**DATASET:**
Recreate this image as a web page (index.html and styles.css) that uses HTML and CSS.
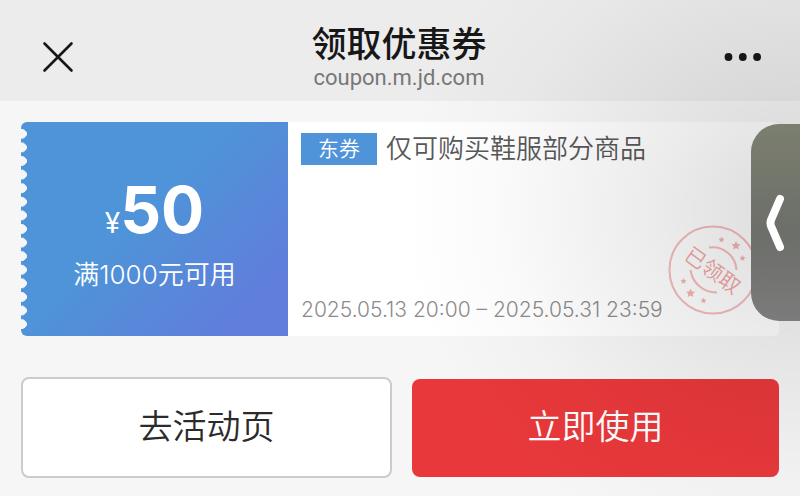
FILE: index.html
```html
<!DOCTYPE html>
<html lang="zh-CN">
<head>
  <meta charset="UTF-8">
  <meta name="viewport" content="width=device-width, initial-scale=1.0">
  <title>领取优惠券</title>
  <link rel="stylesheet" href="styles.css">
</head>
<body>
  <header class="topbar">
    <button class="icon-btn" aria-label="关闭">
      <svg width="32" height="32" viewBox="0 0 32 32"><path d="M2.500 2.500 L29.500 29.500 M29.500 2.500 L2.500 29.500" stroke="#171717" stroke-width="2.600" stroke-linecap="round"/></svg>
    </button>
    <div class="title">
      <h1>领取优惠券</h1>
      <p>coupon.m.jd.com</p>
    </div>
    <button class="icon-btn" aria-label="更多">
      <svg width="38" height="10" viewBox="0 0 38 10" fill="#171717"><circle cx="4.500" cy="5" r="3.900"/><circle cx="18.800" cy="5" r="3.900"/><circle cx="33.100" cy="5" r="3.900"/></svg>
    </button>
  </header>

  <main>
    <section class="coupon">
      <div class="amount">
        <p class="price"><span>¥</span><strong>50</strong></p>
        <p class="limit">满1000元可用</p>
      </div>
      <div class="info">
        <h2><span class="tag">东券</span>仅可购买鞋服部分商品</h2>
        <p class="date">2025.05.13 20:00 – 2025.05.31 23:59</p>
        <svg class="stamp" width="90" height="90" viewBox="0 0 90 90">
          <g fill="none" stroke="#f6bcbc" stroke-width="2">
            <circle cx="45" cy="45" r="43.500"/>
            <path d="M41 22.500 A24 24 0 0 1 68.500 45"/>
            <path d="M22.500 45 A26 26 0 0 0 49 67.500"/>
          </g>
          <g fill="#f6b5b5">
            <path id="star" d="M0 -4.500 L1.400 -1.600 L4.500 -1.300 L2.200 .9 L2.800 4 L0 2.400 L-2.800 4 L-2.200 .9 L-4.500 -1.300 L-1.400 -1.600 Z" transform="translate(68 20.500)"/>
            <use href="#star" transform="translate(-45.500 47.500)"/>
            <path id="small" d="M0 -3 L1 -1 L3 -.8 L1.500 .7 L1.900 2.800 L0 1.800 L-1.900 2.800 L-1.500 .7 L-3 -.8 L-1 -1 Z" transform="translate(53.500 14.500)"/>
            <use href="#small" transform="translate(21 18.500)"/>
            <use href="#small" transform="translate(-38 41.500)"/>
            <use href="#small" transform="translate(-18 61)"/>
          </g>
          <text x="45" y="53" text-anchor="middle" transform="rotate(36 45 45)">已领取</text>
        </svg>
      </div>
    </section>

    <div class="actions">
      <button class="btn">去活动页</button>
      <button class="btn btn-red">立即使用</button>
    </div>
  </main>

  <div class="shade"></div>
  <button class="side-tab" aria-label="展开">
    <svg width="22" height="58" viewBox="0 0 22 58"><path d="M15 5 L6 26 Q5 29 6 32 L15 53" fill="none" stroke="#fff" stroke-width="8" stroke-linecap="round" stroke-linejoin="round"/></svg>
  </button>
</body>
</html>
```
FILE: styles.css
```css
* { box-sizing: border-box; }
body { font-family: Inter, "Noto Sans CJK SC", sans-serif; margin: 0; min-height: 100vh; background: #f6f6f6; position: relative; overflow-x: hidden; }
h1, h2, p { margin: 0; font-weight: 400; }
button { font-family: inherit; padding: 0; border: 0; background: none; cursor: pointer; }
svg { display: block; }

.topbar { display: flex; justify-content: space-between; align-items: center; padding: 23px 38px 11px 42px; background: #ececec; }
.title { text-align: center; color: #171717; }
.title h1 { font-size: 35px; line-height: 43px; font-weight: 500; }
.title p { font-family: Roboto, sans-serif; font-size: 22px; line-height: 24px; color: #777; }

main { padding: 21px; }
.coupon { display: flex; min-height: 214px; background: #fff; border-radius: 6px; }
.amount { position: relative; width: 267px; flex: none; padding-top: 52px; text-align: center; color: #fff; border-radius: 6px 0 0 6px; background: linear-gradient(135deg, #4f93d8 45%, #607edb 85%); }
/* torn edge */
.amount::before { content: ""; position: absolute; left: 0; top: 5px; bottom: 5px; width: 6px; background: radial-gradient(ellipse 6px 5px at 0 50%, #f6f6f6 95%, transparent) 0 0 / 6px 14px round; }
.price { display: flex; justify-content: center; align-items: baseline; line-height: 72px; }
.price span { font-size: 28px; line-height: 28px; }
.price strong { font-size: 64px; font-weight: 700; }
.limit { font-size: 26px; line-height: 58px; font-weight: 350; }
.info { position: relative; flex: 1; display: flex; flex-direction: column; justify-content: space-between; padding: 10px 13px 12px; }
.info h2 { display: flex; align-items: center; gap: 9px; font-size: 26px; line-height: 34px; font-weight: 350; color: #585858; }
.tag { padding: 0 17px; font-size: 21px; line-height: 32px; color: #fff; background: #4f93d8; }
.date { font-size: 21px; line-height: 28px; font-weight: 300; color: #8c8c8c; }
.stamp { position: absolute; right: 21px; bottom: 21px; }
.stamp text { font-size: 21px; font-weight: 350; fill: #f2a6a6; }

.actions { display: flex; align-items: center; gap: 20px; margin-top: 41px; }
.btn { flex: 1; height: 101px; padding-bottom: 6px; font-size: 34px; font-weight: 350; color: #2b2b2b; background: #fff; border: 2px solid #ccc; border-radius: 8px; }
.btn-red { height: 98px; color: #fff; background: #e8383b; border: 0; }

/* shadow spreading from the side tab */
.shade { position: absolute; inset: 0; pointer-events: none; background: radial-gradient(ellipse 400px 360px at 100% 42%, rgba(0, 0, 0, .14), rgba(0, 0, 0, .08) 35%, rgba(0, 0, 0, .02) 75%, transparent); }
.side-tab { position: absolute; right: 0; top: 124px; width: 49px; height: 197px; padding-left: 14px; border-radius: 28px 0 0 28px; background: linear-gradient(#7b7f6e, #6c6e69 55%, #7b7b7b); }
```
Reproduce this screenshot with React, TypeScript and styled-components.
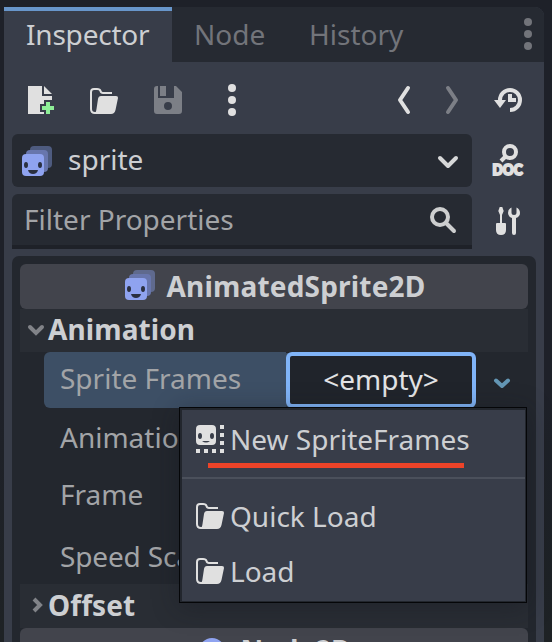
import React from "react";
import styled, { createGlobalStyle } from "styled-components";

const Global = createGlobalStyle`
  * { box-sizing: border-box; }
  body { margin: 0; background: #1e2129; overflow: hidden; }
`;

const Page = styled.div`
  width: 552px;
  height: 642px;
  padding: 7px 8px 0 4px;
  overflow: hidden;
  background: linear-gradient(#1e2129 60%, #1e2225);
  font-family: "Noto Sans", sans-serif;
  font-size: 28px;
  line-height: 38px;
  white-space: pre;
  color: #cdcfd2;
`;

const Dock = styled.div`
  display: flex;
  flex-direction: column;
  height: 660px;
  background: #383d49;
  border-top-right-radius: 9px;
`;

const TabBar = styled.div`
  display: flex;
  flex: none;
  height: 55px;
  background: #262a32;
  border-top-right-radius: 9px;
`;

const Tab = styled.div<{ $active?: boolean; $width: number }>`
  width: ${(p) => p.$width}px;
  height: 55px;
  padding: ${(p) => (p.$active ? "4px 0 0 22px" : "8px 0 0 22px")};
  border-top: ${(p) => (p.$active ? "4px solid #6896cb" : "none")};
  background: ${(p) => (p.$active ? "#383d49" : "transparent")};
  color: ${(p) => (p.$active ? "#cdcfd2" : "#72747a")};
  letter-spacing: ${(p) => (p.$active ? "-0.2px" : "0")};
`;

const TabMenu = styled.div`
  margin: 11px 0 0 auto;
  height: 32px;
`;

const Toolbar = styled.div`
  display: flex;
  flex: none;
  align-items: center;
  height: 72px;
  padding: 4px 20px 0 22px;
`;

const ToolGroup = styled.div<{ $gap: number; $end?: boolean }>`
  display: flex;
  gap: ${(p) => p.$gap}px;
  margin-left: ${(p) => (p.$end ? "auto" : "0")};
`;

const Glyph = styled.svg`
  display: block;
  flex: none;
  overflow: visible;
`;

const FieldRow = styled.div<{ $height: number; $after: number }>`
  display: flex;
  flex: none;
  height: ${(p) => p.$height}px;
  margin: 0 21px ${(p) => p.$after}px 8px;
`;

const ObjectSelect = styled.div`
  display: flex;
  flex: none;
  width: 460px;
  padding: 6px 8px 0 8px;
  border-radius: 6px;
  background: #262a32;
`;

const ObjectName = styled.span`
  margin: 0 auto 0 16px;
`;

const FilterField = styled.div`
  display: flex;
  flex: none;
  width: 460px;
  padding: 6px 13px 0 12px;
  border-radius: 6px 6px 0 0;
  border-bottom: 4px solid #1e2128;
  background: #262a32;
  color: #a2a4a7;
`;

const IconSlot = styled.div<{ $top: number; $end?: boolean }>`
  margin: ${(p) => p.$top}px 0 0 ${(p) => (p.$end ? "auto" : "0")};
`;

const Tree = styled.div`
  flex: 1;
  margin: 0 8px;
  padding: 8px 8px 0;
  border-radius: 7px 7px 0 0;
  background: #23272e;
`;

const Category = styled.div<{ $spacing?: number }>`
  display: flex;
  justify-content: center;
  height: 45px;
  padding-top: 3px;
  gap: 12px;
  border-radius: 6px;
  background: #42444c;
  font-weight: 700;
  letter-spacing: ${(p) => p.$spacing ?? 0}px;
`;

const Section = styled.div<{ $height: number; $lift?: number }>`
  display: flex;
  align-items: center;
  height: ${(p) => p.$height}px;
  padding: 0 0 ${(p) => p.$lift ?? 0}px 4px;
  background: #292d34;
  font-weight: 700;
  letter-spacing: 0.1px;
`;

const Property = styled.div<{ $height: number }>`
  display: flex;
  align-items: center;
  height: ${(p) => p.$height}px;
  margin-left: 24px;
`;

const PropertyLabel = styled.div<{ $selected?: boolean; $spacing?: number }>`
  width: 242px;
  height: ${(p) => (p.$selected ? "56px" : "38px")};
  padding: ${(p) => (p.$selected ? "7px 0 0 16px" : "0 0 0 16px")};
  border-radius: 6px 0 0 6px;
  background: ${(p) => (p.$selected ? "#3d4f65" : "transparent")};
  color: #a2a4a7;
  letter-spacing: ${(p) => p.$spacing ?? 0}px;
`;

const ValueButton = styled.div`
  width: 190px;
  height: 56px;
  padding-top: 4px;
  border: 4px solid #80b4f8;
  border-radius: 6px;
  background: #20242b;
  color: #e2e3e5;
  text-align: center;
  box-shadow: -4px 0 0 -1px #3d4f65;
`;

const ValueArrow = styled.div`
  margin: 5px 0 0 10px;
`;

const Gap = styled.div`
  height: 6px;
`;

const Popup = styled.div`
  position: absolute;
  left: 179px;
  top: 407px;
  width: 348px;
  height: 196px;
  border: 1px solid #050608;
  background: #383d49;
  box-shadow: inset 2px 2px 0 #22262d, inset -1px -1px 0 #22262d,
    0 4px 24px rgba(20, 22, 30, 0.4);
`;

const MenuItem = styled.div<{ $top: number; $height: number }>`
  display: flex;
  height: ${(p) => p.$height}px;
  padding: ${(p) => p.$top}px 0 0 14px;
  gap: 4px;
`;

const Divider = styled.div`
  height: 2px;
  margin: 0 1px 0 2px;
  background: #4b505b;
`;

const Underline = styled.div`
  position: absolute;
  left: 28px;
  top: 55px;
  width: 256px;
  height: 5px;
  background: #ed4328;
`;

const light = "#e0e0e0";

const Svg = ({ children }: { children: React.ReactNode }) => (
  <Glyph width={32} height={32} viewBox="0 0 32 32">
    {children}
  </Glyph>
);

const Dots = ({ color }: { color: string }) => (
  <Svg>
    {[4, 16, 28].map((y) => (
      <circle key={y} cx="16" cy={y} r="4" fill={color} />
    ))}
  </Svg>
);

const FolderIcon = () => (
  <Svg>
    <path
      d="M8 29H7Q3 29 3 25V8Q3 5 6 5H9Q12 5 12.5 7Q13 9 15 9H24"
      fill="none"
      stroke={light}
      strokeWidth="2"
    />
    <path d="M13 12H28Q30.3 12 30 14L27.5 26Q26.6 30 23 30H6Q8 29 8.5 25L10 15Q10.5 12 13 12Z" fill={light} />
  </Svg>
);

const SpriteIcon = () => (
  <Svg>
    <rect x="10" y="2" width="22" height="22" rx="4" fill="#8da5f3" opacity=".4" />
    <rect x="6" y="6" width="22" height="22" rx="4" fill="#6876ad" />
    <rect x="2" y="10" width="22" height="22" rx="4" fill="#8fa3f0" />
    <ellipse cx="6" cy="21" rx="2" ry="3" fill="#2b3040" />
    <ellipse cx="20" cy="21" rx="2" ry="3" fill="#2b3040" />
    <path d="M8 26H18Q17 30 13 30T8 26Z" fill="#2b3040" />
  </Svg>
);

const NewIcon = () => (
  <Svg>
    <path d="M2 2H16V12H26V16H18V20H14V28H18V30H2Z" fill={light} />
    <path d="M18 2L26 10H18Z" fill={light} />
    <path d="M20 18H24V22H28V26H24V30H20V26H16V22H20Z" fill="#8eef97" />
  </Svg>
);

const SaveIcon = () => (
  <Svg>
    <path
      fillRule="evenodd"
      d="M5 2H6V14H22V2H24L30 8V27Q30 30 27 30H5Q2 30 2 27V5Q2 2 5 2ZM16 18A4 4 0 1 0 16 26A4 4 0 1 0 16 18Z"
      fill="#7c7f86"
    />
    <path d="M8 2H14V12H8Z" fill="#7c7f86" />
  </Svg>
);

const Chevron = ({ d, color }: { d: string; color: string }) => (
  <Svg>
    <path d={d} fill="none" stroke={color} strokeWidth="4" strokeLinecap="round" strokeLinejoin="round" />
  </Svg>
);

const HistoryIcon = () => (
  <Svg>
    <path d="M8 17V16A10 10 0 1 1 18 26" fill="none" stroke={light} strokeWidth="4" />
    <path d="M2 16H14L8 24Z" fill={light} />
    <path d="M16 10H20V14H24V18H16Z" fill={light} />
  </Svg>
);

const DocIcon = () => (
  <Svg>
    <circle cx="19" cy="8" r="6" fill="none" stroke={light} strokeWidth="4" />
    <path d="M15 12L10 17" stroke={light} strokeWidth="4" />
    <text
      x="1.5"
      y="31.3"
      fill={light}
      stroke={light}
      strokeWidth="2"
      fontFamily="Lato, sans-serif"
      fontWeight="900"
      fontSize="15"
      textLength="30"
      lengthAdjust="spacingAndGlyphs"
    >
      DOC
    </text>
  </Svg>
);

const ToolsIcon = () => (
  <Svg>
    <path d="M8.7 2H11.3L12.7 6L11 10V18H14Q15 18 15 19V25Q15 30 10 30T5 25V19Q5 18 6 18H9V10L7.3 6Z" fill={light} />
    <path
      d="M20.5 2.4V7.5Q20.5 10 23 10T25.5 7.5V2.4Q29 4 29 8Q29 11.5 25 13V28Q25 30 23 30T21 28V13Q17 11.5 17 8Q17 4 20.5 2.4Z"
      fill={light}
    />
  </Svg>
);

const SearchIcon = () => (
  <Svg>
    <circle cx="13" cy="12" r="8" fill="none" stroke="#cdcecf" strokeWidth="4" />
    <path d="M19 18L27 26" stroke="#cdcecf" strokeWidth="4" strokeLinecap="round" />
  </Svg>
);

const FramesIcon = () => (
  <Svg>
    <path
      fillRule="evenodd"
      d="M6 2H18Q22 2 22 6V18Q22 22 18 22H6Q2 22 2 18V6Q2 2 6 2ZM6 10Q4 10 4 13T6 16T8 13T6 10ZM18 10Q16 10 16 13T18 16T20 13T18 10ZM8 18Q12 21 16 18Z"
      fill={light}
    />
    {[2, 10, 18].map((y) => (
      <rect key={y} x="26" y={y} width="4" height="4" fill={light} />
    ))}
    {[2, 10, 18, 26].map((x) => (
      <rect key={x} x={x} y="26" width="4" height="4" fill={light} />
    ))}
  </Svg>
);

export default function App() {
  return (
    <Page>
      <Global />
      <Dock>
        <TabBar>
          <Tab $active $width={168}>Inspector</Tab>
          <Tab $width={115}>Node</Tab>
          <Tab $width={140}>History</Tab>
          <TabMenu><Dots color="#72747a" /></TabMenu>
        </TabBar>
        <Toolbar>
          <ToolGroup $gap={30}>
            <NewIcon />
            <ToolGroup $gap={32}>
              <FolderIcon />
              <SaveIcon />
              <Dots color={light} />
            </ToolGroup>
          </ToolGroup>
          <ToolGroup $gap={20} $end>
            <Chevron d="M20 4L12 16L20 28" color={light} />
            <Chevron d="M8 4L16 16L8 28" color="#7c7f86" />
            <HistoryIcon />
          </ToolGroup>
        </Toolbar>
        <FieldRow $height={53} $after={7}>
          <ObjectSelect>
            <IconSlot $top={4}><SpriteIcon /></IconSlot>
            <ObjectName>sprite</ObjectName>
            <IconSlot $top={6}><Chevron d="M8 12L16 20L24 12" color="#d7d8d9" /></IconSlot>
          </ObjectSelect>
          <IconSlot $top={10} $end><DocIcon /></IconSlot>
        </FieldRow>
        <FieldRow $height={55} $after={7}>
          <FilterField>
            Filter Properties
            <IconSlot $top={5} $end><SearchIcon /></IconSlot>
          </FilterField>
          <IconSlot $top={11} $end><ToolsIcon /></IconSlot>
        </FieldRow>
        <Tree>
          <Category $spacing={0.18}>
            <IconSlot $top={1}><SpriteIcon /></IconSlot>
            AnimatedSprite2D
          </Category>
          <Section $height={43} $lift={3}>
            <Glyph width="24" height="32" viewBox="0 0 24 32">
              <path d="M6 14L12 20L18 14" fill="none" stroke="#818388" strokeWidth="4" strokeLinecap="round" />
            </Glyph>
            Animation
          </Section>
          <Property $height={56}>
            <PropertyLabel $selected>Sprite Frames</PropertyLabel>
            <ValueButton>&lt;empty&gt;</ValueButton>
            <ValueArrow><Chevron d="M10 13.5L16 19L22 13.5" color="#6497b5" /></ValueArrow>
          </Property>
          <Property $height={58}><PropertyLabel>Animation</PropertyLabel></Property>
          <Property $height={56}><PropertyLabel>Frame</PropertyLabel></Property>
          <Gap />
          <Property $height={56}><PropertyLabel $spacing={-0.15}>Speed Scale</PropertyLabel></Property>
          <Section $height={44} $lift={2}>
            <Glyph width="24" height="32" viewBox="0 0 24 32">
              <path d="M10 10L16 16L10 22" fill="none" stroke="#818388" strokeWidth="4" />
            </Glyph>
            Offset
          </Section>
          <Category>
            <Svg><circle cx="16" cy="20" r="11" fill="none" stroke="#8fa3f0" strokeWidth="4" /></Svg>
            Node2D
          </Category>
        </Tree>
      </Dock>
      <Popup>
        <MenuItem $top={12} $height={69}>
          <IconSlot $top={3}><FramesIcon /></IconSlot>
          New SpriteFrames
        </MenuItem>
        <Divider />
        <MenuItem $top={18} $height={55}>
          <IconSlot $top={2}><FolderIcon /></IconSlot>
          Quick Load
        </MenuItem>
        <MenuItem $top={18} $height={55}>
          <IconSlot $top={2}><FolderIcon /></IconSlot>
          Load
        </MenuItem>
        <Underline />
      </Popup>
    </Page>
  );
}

**DIRECTIVE:** In the listing above, find each line with the word "this" and copy it.

**CORRECT RESPONSE:**
Recreate this image as a web page (index.html and styles.css) that uses HTML and CSS.
Reproduce this screenshot with React, TypeScript and styled-components.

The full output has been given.